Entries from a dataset
+ + + + +

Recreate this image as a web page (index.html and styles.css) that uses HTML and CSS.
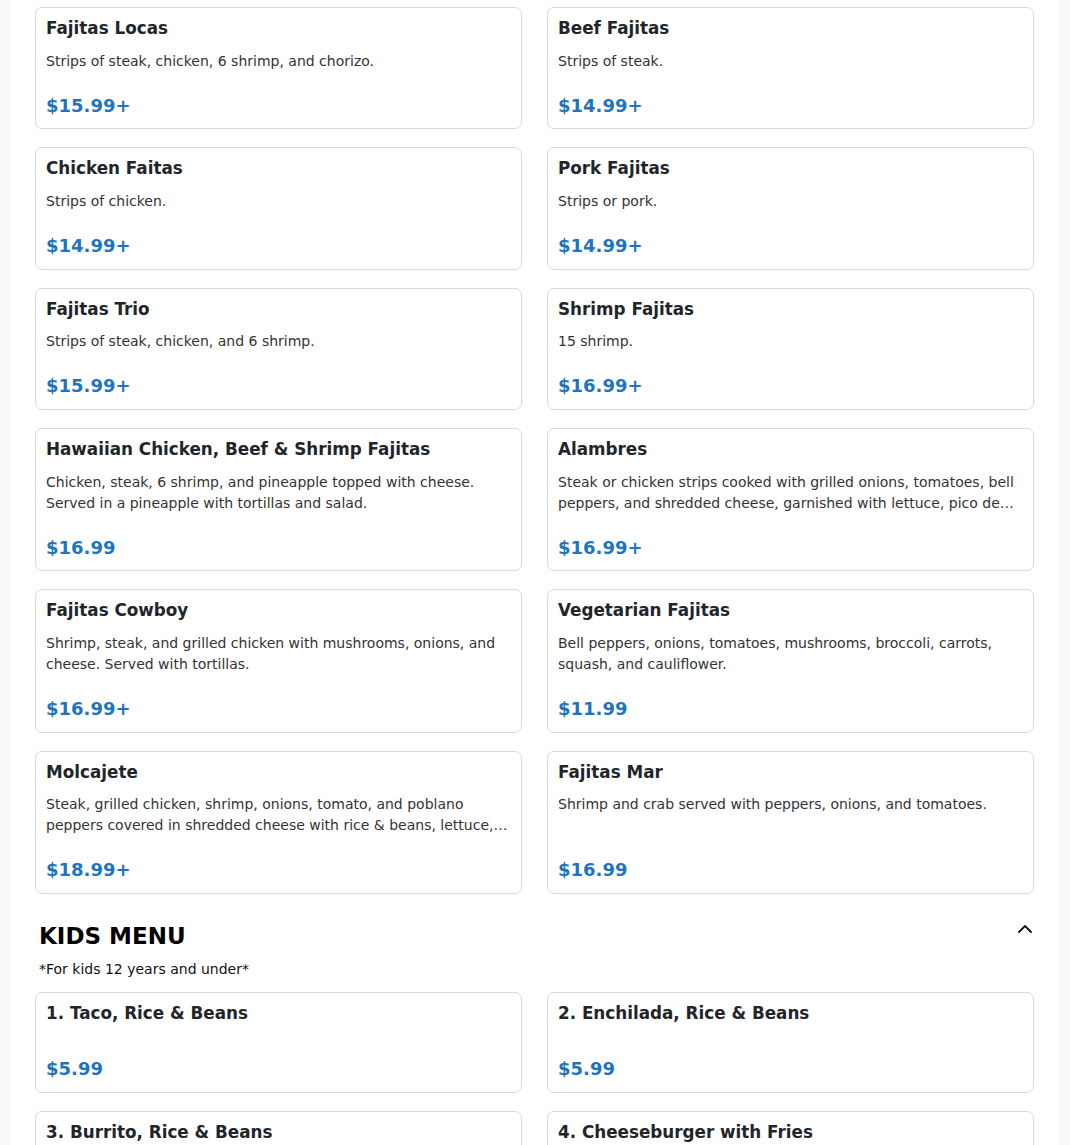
FILE: index.html
```html
<!DOCTYPE html>
<html lang="en">
<head>
<meta charset="utf-8">
<title>Menu</title>
<link rel="stylesheet" href="styles.css">
</head>
<body>
<main class="page">
  <section class="section">
    <div class="grid">
      <article class="card">
        <h3 class="card-title">Fajitas Locas</h3>
        <p class="card-desc">Strips of steak, chicken, 6 shrimp, and chorizo.</p>
        <div class="card-price">$15.99+</div>
      </article>
      <article class="card">
        <h3 class="card-title">Beef Fajitas</h3>
        <p class="card-desc">Strips of steak.</p>
        <div class="card-price">$14.99+</div>
      </article>
      <article class="card">
        <h3 class="card-title">Chicken Faitas</h3>
        <p class="card-desc">Strips of chicken.</p>
        <div class="card-price">$14.99+</div>
      </article>
      <article class="card">
        <h3 class="card-title">Pork Fajitas</h3>
        <p class="card-desc">Strips or pork.</p>
        <div class="card-price">$14.99+</div>
      </article>
      <article class="card">
        <h3 class="card-title">Fajitas Trio</h3>
        <p class="card-desc">Strips of steak, chicken, and 6 shrimp.</p>
        <div class="card-price">$15.99+</div>
      </article>
      <article class="card">
        <h3 class="card-title">Shrimp Fajitas</h3>
        <p class="card-desc">15 shrimp.</p>
        <div class="card-price">$16.99+</div>
      </article>
      <article class="card">
        <h3 class="card-title">Hawaiian Chicken, Beef &amp; Shrimp Fajitas</h3>
        <p class="card-desc">Chicken, steak, 6 shrimp, and pineapple topped with cheese. Served in a pineapple with tortillas and salad.</p>
        <div class="card-price">$16.99</div>
      </article>
      <article class="card">
        <h3 class="card-title">Alambres</h3>
        <p class="card-desc">Steak or chicken strips cooked with grilled onions, tomatoes, bell peppers, and shredded cheese, garnished with lettuce, pico de gallo, sour cream and guacamole. Served with tortillas.</p>
        <div class="card-price">$16.99+</div>
      </article>
      <article class="card">
        <h3 class="card-title">Fajitas Cowboy</h3>
        <p class="card-desc">Shrimp, steak, and grilled chicken with mushrooms, onions, and cheese. Served with tortillas.</p>
        <div class="card-price">$16.99+</div>
      </article>
      <article class="card">
        <h3 class="card-title">Vegetarian Fajitas</h3>
        <p class="card-desc">Bell peppers, onions, tomatoes, mushrooms, broccoli, carrots, squash, and cauliflower.</p>
        <div class="card-price">$11.99</div>
      </article>
      <article class="card">
        <h3 class="card-title">Molcajete</h3>
        <p class="card-desc">Steak, grilled chicken, shrimp, onions, tomato, and poblano peppers covered in shredded cheese with rice &amp; beans, lettuce, pico de gallo, sour cream and tortillas.</p>
        <div class="card-price">$18.99+</div>
      </article>
      <article class="card">
        <h3 class="card-title">Fajitas Mar</h3>
        <p class="card-desc">Shrimp and crab served with peppers, onions, and tomatoes.</p>
        <div class="card-price">$16.99</div>
      </article>
    </div>
  </section>

  <section class="section section-kids">
    <header class="section-head">
      <div class="section-head-text">
        <h2 class="section-title">KIDS MENU</h2>
        <p class="section-note">*For kids 12 years and under*</p>
      </div>
      <svg class="chevron" width="16" height="16" viewBox="0 0 16 16" aria-hidden="true">
        <path d="M2 11 L8 5 L14 11" fill="none" stroke="#111" stroke-width="1.8" stroke-linecap="round" stroke-linejoin="round"/>
      </svg>
    </header>
    <div class="grid">
      <article class="card">
        <h3 class="card-title">1. Taco, Rice &amp; Beans</h3>
        <p class="card-desc"></p>
        <div class="card-price">$5.99</div>
      </article>
      <article class="card">
        <h3 class="card-title">2. Enchilada, Rice &amp; Beans</h3>
        <p class="card-desc"></p>
        <div class="card-price">$5.99</div>
      </article>
      <article class="card">
        <h3 class="card-title">3. Burrito, Rice &amp; Beans</h3>
        <p class="card-desc"></p>
        <div class="card-price">$5.99</div>
      </article>
      <article class="card">
        <h3 class="card-title">4. Cheeseburger with Fries</h3>
        <p class="card-desc"></p>
        <div class="card-price">$5.99</div>
      </article>
    </div>
  </section>
</main>
</body>
</html>
```

FILE: styles.css
```css
html, body {
  margin: 0;
  padding: 0;
}

body {
  background: #f8f9fa;
  font-family: "DejaVu Sans", "Noto Sans", sans-serif;
  color: #212529;
  overflow: hidden;
}

.page {
  margin: 0 11px;
  background: #ffffff;
  padding: 7px 25px 40px 24px;
  min-height: 1200px;
}

.grid {
  display: grid;
  grid-template-columns: 1fr 1fr;
  column-gap: 25px;
  row-gap: 18px;
}

.card {
  display: flex;
  flex-direction: column;
  border: 1px solid #d9d9d9;
  border-radius: 7px;
  padding: 10px 10px 12.2px;
  background: #fff;
}

.card-title {
  margin: 0 0 12.4px;
  font-size: 16.8px;
  line-height: 1.2;
  font-weight: 700;
  color: #212529;
}

.card-desc {
  margin: 0 0 23px;
  font-size: 14px;
  line-height: 21px;
  color: #333333;
  display: -webkit-box;
  -webkit-line-clamp: 2;
  -webkit-box-orient: vertical;
  overflow: hidden;
}

.card-price {
  margin-top: auto;
  font-size: 18px;
  line-height: 1.2;
  font-weight: 700;
  color: #1f74c0;
}

.section-kids {
  margin-top: 29px;
}

.section-head {
  display: flex;
  justify-content: space-between;
  align-items: flex-start;
  padding: 0 1px 0 4px;
  margin-bottom: 12px;
}

.section-title {
  margin: 0 0 8.2px;
  font-size: 23px;
  line-height: 1.2;
  font-weight: 700;
  color: #000;
}

.section-note {
  margin: 0;
  font-size: 14px;
  line-height: 21px;
  color: #111;
}

.chevron {
  display: block;
  flex: none;
  margin-top: -2px;
}
```
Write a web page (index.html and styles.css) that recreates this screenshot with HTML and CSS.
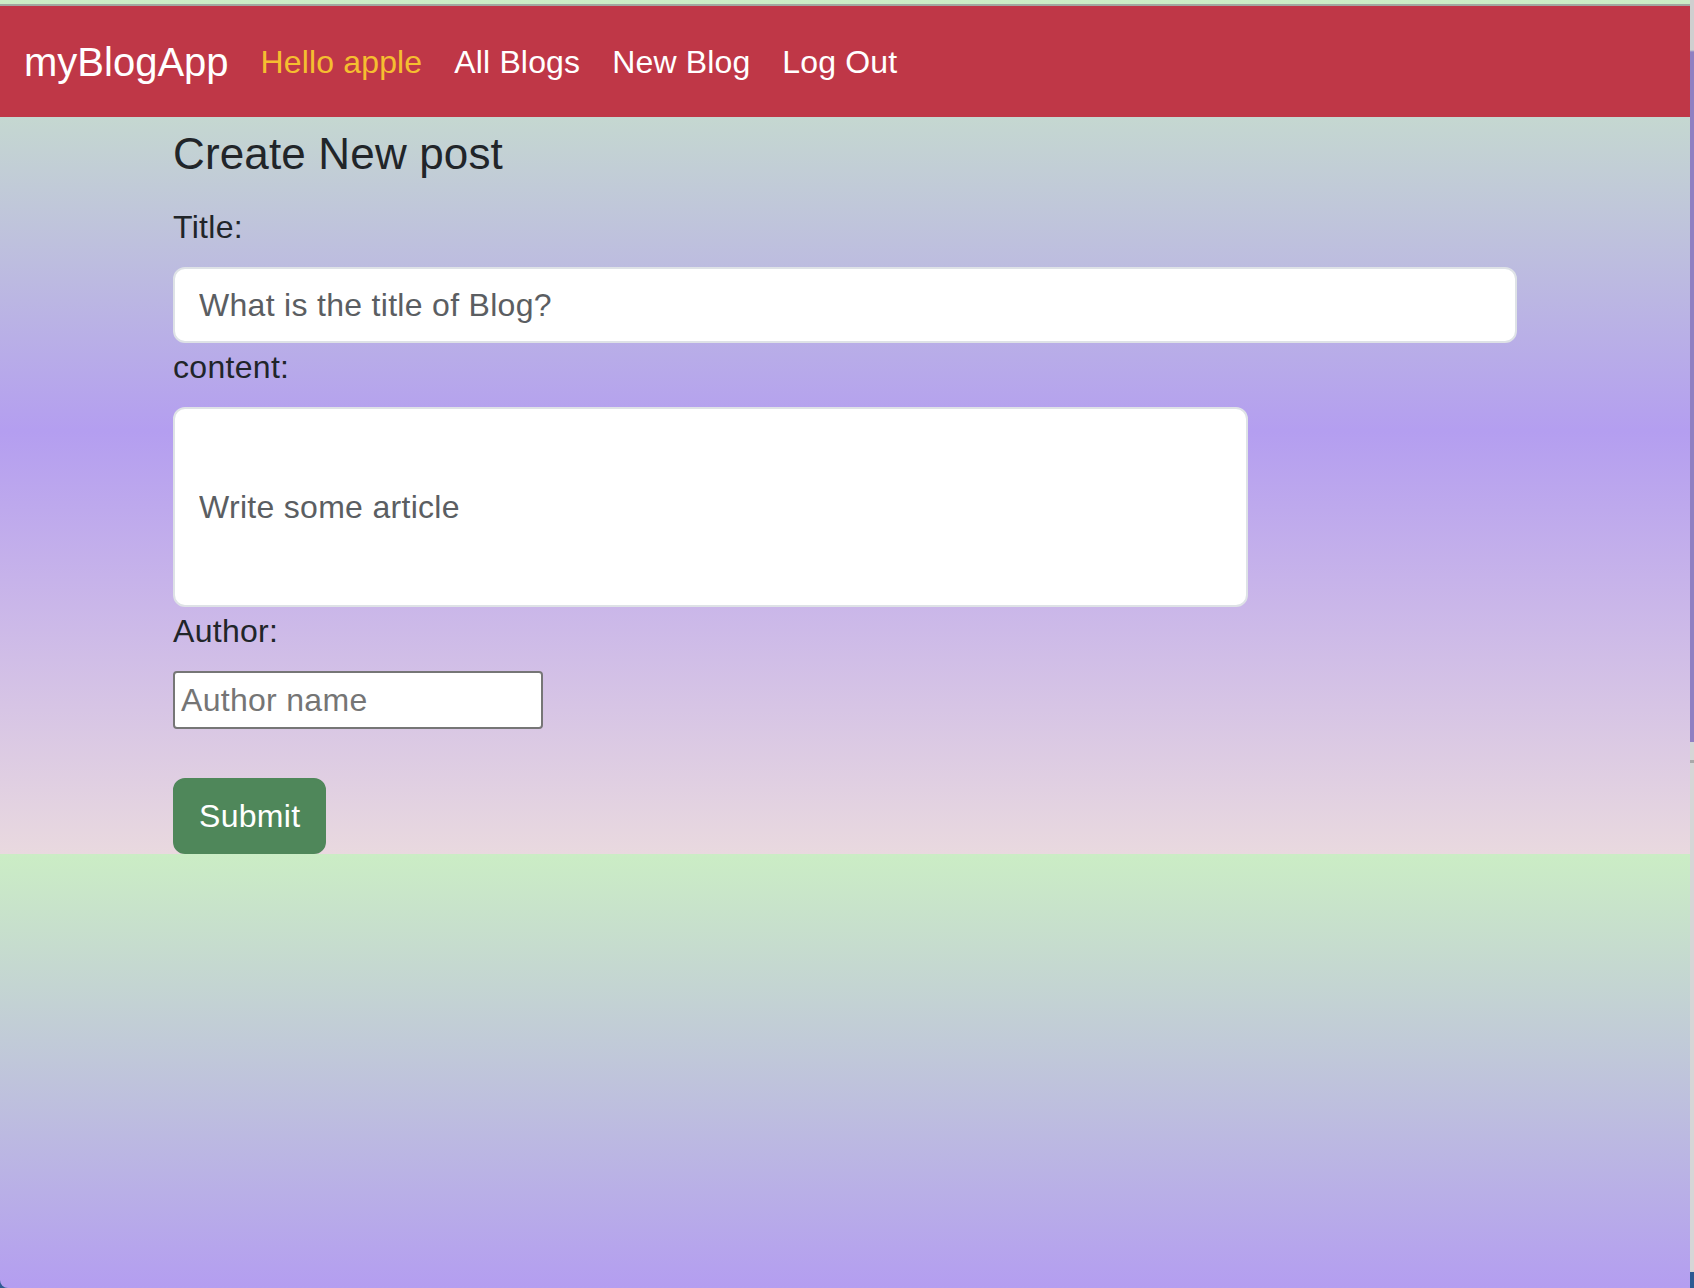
FILE: index.html
```html
<!DOCTYPE html>
<html lang="en">
<head>
<meta charset="utf-8">
<title>myBlogApp</title>
<link rel="stylesheet" href="styles.css">
</head>
<body>
<div class="page">
  <nav class="navbar">
    <a class="brand" href="#">myBlogApp</a>
    <span class="nav-text">Hello apple</span>
    <a class="nav-link" href="#">All Blogs</a>
    <a class="nav-link" href="#">New Blog</a>
    <a class="nav-link" href="#">Log Out</a>
  </nav>
  <main class="container">
    <h3 class="page-title">Create New post</h3>
    <form class="post-form">
      <label class="form-label">Title:</label>
      <input class="form-control" type="text" placeholder="What is the title of Blog?">
      <label class="form-label">content:</label>
      <input class="form-control content-input" type="text" placeholder="Write some article">
      <label class="form-label">Author:</label>
      <input class="author-input" type="text" placeholder="Author name">
      <button class="btn-submit" type="button">Submit</button>
    </form>
  </main>
</div>
<div class="edge"></div>
</body>
</html>
```
FILE: styles.css
```css
* { box-sizing: border-box; }

html, body {
  margin: 0;
  padding: 0;
}

body {
  display: flex;
  width: 1694px;
  min-height: 1288px;
  background: #2f5b93;
  font-family: "Liberation Sans", Arial, sans-serif;
  color: #212529;
  overflow: hidden;
}

.page {
  flex: 0 0 1690px;
  min-height: 1288px;
  padding-top: 4px;
  background-image: linear-gradient(to bottom, #cbedc5 0%, #b49ef0 50.5%, #e9d9df 100%);
  background-size: 100% 854px;
  background-repeat: repeat-y;
  border-bottom-left-radius: 8px;
}

.edge {
  flex: 0 0 4px;
  background: linear-gradient(to bottom,
    #cfcfcf 0, #cfcfcf 50px,
    #8f80c2 52px, #8f80c2 742px,
    #d6d6d6 742px, #d6d6d6 760px,
    #a9a9a9 760px, #a9a9a9 763px,
    #d6d6d6 763px, #d6d6d6 1272px,
    #2f5b93 1272px);
}

/* Navbar */
.navbar {
  display: flex;
  align-items: center;
  gap: 32px;
  height: 113px;
  padding: 0 24px;
  border-top: 2px solid #a2a7a0;
  background: #bf3747;
}

.navbar a { text-decoration: none; }

.brand {
  font-size: 40px;
  line-height: 60px;
  color: #ffffff;
}

.nav-text {
  font-size: 32px;
  line-height: 48px;
  letter-spacing: 0.15px;
  color: #f5be30;
}

.nav-link {
  font-size: 32px;
  line-height: 48px;
  letter-spacing: 0.15px;
  color: #ffffff;
}

/* Content */
.container {
  width: 1344px;
  margin: 0 auto;
}

.page-title {
  margin: 10px 0 23px;
  font-size: 44px;
  font-weight: 400;
  line-height: 53px;
  letter-spacing: 0.15px;
  color: #212529;
}

.post-form {
  display: flex;
  flex-direction: column;
  align-items: flex-start;
}

.form-label {
  font-size: 32px;
  line-height: 48px;
  letter-spacing: 0.3px;
  margin-bottom: 16px;
  color: #212529;
}

.form-control {
  display: block;
  width: 100%;
  height: 76px;
  padding: 12px 24px;
  font-family: inherit;
  font-size: 32px;
  line-height: 48px;
  letter-spacing: 0.3px;
  color: #212529;
  background: #ffffff;
  border: 2px solid #dee2e6;
  border-radius: 12px;
  outline: none;
}

.form-control::placeholder { color: #5b5e62; opacity: 1; }

.content-input {
  width: 80%;
  height: 200px;
}

.author-input {
  width: 370px;
  height: 58px;
  padding: 2px 6px;
  font-family: inherit;
  font-size: 32px;
  letter-spacing: 0.3px;
  color: #212529;
  background: #ffffff;
  border: 2px solid #767676;
  border-radius: 4px;
  outline: none;
}

.author-input::placeholder { color: #757575; opacity: 1; }

.btn-submit {
  margin-top: 49px;
  height: 76px;
  padding: 12px 24px;
  font-family: inherit;
  font-size: 32px;
  line-height: 48px;
  letter-spacing: 0.3px;
  color: #ffffff;
  background: #4f875a;
  border: 2px solid #4f875a;
  border-radius: 12px;
  cursor: pointer;
}
```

+ + + + +

**Direction**
Search the data for the string "Write". List each line that has it.

**Solution to this task**
Write a web page (index.html and styles.css) that recreates this screenshot with HTML and CSS.
      <input class="form-control content-input" type="text" placeholder="Write some article">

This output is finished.